During the holiday season, it is common for marriage proposals to be given (and accepted). Christmas Day and New Year’s Day are very popular days to “pop the question.” As newly engaged couples bask in the surprise and excitement of such a momentous occasion, they may have many questions to answer about their big day (e.g. the wedding venue, colors to be involved, caterers and guest lists).
However, some people may be genuinely concerned about whether a prenuptial agreement is necessary. Moreover, they may be concerned over how to broach the topic. This post will provide some helpful tips for introducing discussions about prenups.
Timing is everything – It may seem obvious, but it would not be in good taste to introduce a prenup shortly after a marriage proposal. Not only does it come off as being disingenuous, it may show that you are only concerned about money and property (and not your new spouse).

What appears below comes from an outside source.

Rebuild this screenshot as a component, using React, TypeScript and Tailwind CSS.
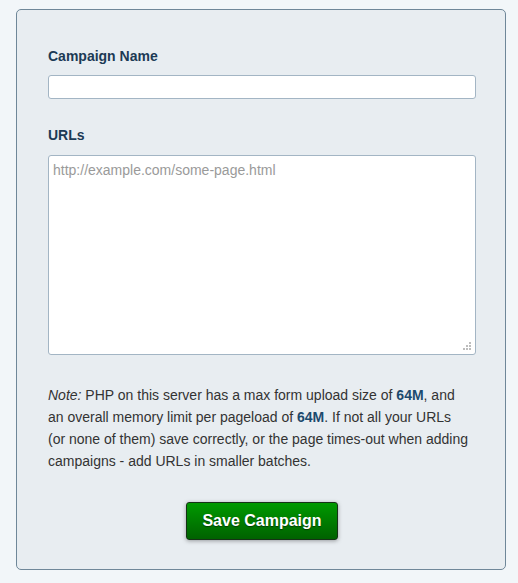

Focus on money management – The discussion should be tailored towards money management. You may find that you have different views of financial management and debt repayment. This may provide an opportunity to learn about your respective stances on money and spending.
Don’t make ultimatums – Nothing is more un-romantic than a “prenup or nothing” proposal. Demanding that someone sign a prenup before marriage sends some definite warning signs. Indeed, prenups are important to people in their second marriages as well as those who are blending families, but insisting that a prenup be signed is not a good way to begin a marriage.